In his book, "The Shichida Method", the five-minute suggestion method is explained as follows.

"During the first five minutes after a child has fallen asleep, the conscious mind goes to sleep but the subconscious is still awake and functioning. Thus, it is very effective to make use of this time and work on the subconscious mind.

For example, let's say a mother wishes her child to be more compliant, to take an afternoon nap, and to go to sleep easily at night. ... She should express her wishes during this five-minute suggestion period and ... should softly whisper in her child's ear,

"Sarah, are you fast asleep? You can sleep soundly with a fluffy, soft, good feeling. See, sleeping feels so good. The deeper you sleep, the better you'll feel. You can sleep soundly. Sarah is such an obedient, good girl.

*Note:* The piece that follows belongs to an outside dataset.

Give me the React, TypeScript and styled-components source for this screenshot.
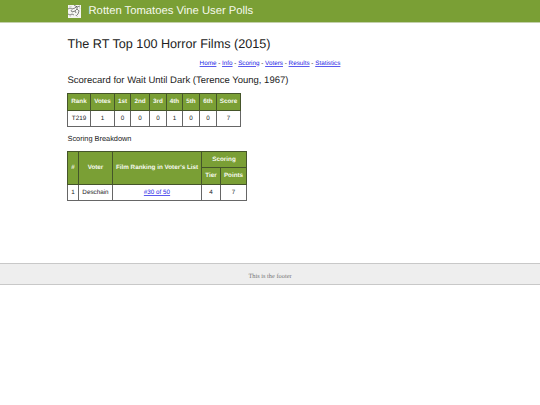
import React from "react";
import styled, { createGlobalStyle } from "styled-components";

const GlobalStyle = createGlobalStyle`
  * { box-sizing: border-box; }
  body {
    margin: 0;
    background: #fff;
    color: #222;
    font-family: "Liberation Sans", Arial, sans-serif;
    text-rendering: geometricPrecision;
  }
`;

const TopBar = styled.header`
  height: 23px;
  padding: 0 67.5px;
  display: flex;
  align-items: center;
  gap: 8px;
  background: #7a9f35;
  border-bottom: 1px solid #c3d0ab;
`;

const Logo = styled.svg`
  width: 13px;
  height: 13px;
  flex: none;
`;

const SiteName = styled.div`
  color: #f7faef;
  font-size: 11.25px;
  line-height: 20px;
  white-space: nowrap;
`;

const Main = styled.main`
  height: 240px;
  padding: 13.5px 67.5px 0;
`;

const PageTitle = styled.h1`
  margin: 0;
  font-size: 12.65px;
  line-height: 15px;
  font-weight: 400;
`;

const Nav = styled.nav`
  margin-top: 8px;
  font-size: 6.3px;
  line-height: 8px;
  text-align: center;
`;

const Link = styled.a`
  color: #1a1ae6;
  text-decoration: underline;
  text-decoration-color: #5a5aee;
`;

const FilmTitle = styled.h2`
  margin: 7px 0 0;
  font-size: 9.5px;
  line-height: 12px;
  font-weight: 400;
`;

const SectionTitle = styled.h3`
  margin: 7px 0;
  font-size: 7.38px;
  line-height: 10px;
  font-weight: 400;
`;

const Table = styled.table<{ $width: number; $top?: number }>`
  width: ${(p) => p.$width}px;
  margin-top: ${(p) => p.$top ?? 0}px;
  margin-left: -0.5px;
  table-layout: fixed;
  border-collapse: collapse;
  font-size: 6.3px;
  line-height: 8px;
  text-align: center;
  white-space: nowrap;
`;

const Col = styled.col<{ $width: number }>`
  width: ${(p) => p.$width}px;
`;

const Row = styled.tr<{ $height: number }>`
  height: ${(p) => p.$height}px;
`;

const Head = styled.th`
  padding: 0;
  border: 1px solid #45552a;
  background: #7a9f35;
  color: #f7faef;
`;

const Cell = styled.td`
  padding: 0;
  border: 1px solid #666;
`;

const Footer = styled.footer`
  height: 22px;
  padding-top: 4px;
  display: flex;
  align-items: center;
  justify-content: center;
  background: #eee;
  border-top: 1px solid #c8c8c8;
  border-bottom: 1px solid #c8c8c8;
  color: #777;
  font-family: "Liberation Serif", "Times New Roman", serif;
  font-size: 6.35px;
`;

const links = ["Home", "Info", "Scoring", "Voters", "Results", "Statistics"];
const ranks: [string, string, number][] = [
  ["Rank", "T219", 23],
  ["Votes", "1", 24],
  ["1st", "0", 16],
  ["2nd", "0", 19],
  ["3rd", "0", 17],
  ["4th", "1", 16],
  ["5th", "0", 17],
  ["6th", "0", 17],
  ["Score", "7", 24],
];
const voterColumns = [11, 34, 89, 19, 26];

export default function App() {
  return (
    <>
      <GlobalStyle />
      <TopBar>
        <Logo viewBox="0 0 13 13" fill="none">
          <path fill="#f5f5f1" d="M0 0h13v13H0z" />
          <path
            stroke="#444"
            strokeWidth=".65"
            d="M0 4l2-1 2 1 3-1 2-2M6 0l3 2 3-1M9 2v2l2 2-1 3-2 2M9 4L7 6 4 7 3 5M7 6l1 2M0 9l2 1 2-1 2 1"
          />
          <path stroke="#aaa" strokeWidth=".45" d="M1 1l3 1M11 1l1 3M3 10l-1 2M7 10l2 1 1 1M5 3L4 5M10 6l2-1" />
        </Logo>
        <SiteName>Rotten Tomatoes Vine User Polls</SiteName>
      </TopBar>
      <Main>
        <PageTitle>The RT Top 100 Horror Films (2015)</PageTitle>
        <Nav>
          {links.map((label, i) => (
            <React.Fragment key={label}>
              {i > 0 && " - "}
              <Link href="#">{label}</Link>
            </React.Fragment>
          ))}
        </Nav>
        <FilmTitle>Scorecard for Wait Until Dark (Terence Young, 1967)</FilmTitle>
        <Table $width={173} $top={6.5}>
          <colgroup>{ranks.map(([label, , width]) => <Col key={label} $width={width} />)}</colgroup>
          <tbody>
            <Row $height={17}>{ranks.map(([label]) => <Head key={label}>{label}</Head>)}</Row>
            <Row $height={16}>{ranks.map(([label, value]) => <Cell key={label}>{value}</Cell>)}</Row>
          </tbody>
        </Table>
        <SectionTitle>Scoring Breakdown</SectionTitle>
        <Table $width={179}>
          <colgroup>{voterColumns.map((width, i) => <Col key={i} $width={width} />)}</colgroup>
          <tbody>
            <Row $height={16}>
              <Head rowSpan={2}>#</Head>
              <Head rowSpan={2}>Voter</Head>
              <Head rowSpan={2}>Film Ranking in Voter's List</Head>
              <Head colSpan={2}>Scoring</Head>
            </Row>
            <Row $height={17}>
              <Head>Tier</Head>
              <Head>Points</Head>
            </Row>
            <Row $height={16}>
              <Cell>1</Cell>
              <Cell>Deschain</Cell>
              <Cell><Link href="#">#30 of 50</Link></Cell>
              <Cell>4</Cell>
              <Cell>7</Cell>
            </Row>
          </tbody>
        </Table>
      </Main>
      <Footer>This is the footer</Footer>
    </>
  );
}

You can understand everything Mommy says. Mommy loves you because you're such a happy, good girl. Everybody says they love Sarah because she's such a good girl. Because you're so obedient and kind, Daddy and Mommy, and everybody love you. Sarah is an obedient, good girl, isn't she?

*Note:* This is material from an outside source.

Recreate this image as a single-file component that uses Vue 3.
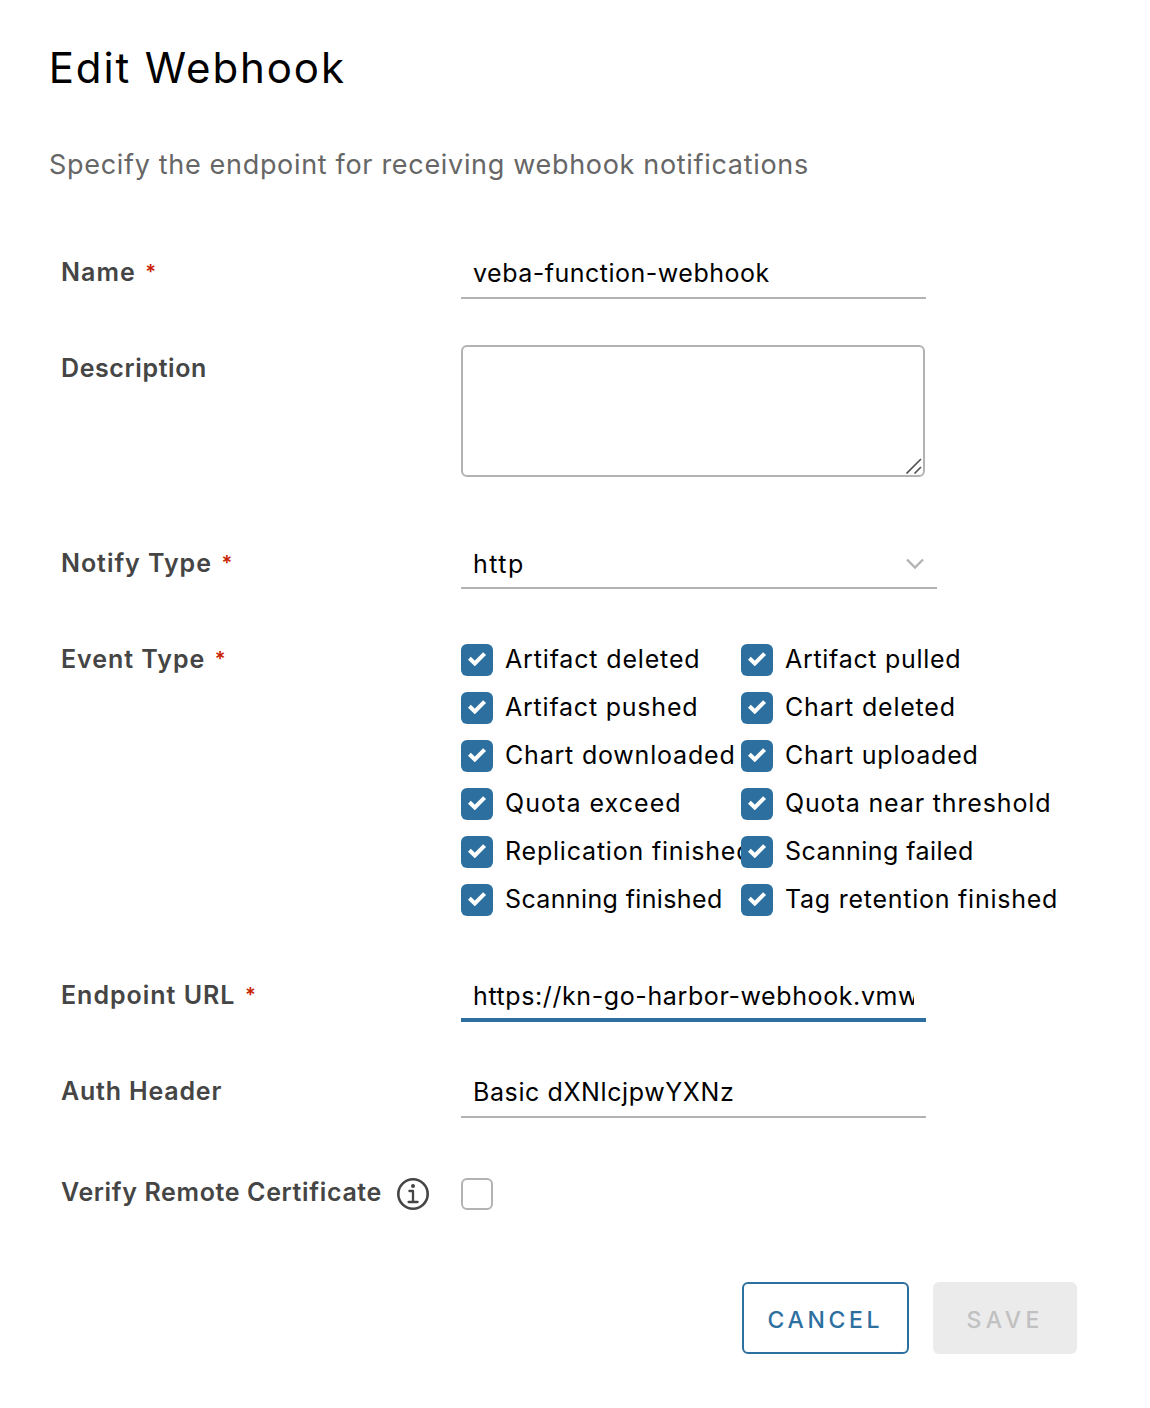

You're a good girl who can listen to what Mommy says. Sarah is going to get sleepy a little while after lunch. When that happens, get into bed right away and go to sleep. If you go to bed, you can sleep so well.

It's a fluffy, good feeling. You'll get so you like your nap a lot. It's so much fun to sleep. You'll go right to sleep, right away the fluffy, pleasant sleep is waiting for you. At night when Mommy reads you picture books, you'll get sleepy and be able to go to sleep with such a good feeling. You're going to go into a fluffy, nice sleep. When Mommy starts to read a picture book to you, your eyelids will get heavy, and you'll close your eyes right away and go to sleep. And you'll sleep deeply.

Now sleep deeply. You feel really good. Sleep soundly until tomorrow morning, wake up in a good mood; tomorrow's going to be a good day. See, you can sleep deeply and well, you can sleep with such a good feeling. Mommy's good girl, Sarah, now sleep deeply until tomorrow morning.""

Professor Shichida has recommended this to mothers who came to him needing help in getting a child to stop thumb sucking, or wanting a child to get over his dislike of kindergarten, or needing help in getting a child to stop hitting others. It does not happen with one session, it usually takes a while, but there are reports that it works.

Yes, it sounds like hypnotism. But don't be put off by that. Hypnotism works, and has been used to great benefit in medicine. When we are talking about using our right-brain, we cannot avoid talking about consciousness and unconsciousness and when we do that, we cannot avoid the topic of hypnotism and suggestions. Also, the Shichida method is very focused on imaging ability, and hypnotism is a powerful imaging tool.

I myself have not used the five-minute suggestion method, but only because I haven't come across any issues or problems with Ryan. I do, nevertheless, think that it works.

Ok, so that's the first post on Shichida. Hope you find it interesting. More to come.